Mais pourquoi donnerions-nous 70 000 € d'indemnités ? Où sommes-nous en tort ? Les travaux, dans la convention, devaient êre réalisés en juin 2024. On est en faute que depuis juin de cette année... S'il y a des difficultés économiques, ce n'est pas la faute de la communauté de communes de ne pas avoir fait les travaux avant ! Nous, on a comme tout le monde pris le retard lié à la Covid, deux ans où on n'a rien pu faire. Ensuite on a recruté une architecte, on a fait faire les plans. On était partis sur un budget de 800 000 € mais on a eu des déboires avec cette architecte et on arrivait pratiquement à 2 millions d'euros de budget. On ne pouvait pas l'assumer... On n'a pas atteint le résultat, mais on se remet au travail, ça prend du temps. Je ne vois pas pourquoi on indemniserait la DSP alors qu'on a fait le maximum ! S'il faut aller au tribunal, on l'expliquera. Mais je pense que c'est un faux débat. Quand quelqu'un se noie, il peut faire couler son sauveteur. Ce n'est pas la bonne stratégie. Dire qu'on n'a pas fait notre travail, c'est faux et ce n'est pas honnête. Attaquer le Parc, c'est un petit peu facile. Et faire du chahut, ça aura des effets délétères. Exemple : quand je passe à Bramabiau et que je vois qu'un imbécile a écrit "Le Parc brûlera. Libertad !" Est-ce que ça, c'est vraiment la liberté de faire brûler le Parc ? Il pense vraiment qu'en brûlant le Parc, il rendra service à l'humanité ? Le Parc, c'est une administration qui a pour mission de protéger l'environnement. Il y a des contraintes, mais c'est ce qui fait qu'on peut vivre en société. Chacun ne peut pas faire ce qu'il veut au monde. Il n'y a qu'à voir comme notre territoire est extraordinaire. Ailleurs, vous trouvez des bouteilles, des plastiques dans la nature... Aller chercher querelle au Parc, ce n'est pas une bonne idée. 

"Pour des gens qui ont essayé de faire quelque chose pour le territoire, il n'est pas acceptable qu'ils soient contraints de vendre leur maison ou leurs biens propres pour rembourser des banques"

Qu'est-ce qui pourrait, alors, sortir vraiment les délégataires de la panade financière qui s'annonce ?

Ce qui marche, c'est le restaurant de l'Aigoual et les gîtes. On les a encouragés à développer au mieux ces activités-là, qui rapportent de l'argent, pour qu'ils puissent payer leurs dettes. S'il y a un peu de neige, ça apportera un peu de beurre dans les épinards. Si en 2029, à la fin de la DSP - s'ils n'ont pas jeté l'éponge avant - s'ils sont au point zéro, c'est-à-dire sans dette et en ayant payé leurs fournisseurs, ce serait quand même bien. Pour des gens qui ont essayé de faire quelque chose pour le territoire, il n'est pas acceptable qu'ils soient contraints de vendre leur maison ou leurs biens propres pour rembourser des banques. 
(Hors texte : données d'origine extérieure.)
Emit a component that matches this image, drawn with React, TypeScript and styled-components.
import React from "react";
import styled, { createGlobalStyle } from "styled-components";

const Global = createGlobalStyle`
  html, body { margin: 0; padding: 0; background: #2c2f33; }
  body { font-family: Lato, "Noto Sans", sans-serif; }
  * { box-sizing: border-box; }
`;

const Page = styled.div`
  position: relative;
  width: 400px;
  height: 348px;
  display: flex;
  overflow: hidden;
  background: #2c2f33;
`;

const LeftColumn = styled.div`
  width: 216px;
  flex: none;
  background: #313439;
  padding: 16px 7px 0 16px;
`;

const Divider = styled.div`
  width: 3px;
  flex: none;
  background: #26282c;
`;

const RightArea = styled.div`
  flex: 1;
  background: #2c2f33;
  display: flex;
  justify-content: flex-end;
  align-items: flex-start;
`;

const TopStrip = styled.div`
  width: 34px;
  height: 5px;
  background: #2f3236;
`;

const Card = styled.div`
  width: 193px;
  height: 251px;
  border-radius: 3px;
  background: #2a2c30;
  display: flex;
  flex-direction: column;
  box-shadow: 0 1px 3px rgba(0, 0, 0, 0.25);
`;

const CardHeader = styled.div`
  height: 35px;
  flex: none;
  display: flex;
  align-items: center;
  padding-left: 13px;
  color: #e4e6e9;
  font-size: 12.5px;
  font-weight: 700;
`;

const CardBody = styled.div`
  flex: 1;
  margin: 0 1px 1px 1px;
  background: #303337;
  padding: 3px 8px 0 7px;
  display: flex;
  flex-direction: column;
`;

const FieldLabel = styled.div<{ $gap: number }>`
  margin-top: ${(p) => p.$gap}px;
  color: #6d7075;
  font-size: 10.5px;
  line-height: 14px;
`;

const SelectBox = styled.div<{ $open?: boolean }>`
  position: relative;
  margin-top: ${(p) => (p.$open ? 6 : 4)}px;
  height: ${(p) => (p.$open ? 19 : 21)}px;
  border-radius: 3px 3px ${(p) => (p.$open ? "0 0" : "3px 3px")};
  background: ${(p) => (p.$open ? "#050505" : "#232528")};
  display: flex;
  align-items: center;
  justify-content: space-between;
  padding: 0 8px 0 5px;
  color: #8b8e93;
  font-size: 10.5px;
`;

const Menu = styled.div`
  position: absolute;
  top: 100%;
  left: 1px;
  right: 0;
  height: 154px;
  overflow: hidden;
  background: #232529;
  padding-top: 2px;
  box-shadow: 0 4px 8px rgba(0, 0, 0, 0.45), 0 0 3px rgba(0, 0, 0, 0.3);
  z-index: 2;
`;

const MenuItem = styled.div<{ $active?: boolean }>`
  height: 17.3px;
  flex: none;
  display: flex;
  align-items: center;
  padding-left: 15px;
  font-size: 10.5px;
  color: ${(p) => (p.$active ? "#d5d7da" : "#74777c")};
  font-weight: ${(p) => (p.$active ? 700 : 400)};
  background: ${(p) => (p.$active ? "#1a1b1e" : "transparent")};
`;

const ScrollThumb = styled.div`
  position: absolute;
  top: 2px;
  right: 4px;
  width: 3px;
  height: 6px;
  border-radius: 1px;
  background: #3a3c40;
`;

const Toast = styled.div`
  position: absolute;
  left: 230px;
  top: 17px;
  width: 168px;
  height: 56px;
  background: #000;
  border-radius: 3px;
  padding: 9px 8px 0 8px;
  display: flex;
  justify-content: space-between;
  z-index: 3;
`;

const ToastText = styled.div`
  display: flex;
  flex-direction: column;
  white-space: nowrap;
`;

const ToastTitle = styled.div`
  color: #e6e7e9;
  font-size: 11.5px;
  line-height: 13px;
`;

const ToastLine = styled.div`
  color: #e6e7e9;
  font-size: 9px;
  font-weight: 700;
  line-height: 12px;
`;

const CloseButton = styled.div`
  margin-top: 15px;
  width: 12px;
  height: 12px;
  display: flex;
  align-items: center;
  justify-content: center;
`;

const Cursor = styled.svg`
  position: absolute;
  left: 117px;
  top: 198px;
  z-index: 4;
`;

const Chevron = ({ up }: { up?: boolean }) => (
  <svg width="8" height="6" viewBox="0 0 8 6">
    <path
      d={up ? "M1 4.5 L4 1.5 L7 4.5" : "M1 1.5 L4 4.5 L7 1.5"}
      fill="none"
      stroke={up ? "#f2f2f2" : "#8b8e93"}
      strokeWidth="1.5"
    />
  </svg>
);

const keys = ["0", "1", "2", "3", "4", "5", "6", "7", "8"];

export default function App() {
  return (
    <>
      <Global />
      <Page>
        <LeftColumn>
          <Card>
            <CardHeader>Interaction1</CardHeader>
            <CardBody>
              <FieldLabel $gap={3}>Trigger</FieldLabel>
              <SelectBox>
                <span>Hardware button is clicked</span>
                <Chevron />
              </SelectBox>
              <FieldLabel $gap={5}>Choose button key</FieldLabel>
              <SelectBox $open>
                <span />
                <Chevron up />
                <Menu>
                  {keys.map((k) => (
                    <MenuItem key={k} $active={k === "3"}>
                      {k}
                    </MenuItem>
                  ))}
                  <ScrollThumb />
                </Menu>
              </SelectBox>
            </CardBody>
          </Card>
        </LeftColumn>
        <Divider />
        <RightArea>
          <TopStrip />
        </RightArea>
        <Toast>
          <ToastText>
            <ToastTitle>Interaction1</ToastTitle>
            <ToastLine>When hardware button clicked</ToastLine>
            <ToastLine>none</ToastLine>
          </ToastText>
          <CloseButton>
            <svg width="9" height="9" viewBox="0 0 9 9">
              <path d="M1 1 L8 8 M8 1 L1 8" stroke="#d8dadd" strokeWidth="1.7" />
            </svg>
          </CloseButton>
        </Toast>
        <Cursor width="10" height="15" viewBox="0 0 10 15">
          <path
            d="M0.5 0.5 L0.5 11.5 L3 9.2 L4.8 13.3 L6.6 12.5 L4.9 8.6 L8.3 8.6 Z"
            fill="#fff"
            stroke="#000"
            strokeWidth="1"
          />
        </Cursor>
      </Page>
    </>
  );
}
Pensez-vous que la station rouvrira cette saison ?

Les gîtes sont corrects, il y a des gens qui veulent venir dormir à l'Aigoual et, compte-tenu du réchauffement climatique, ça peut presque fonctionner onze mois sur douze désormais. Comme le restaurant qui, à mon avis pourrait fonctionner midi et soir, onze mois sur douze. Il faut qu'ils se réorganisent sur ce qui fonctionne. Et des week-ends de neige feront un petit surplus. On les soutiendra comme on peut mais on ne peut pas se permettre de gaspiller de l'argent public à fonds perdus.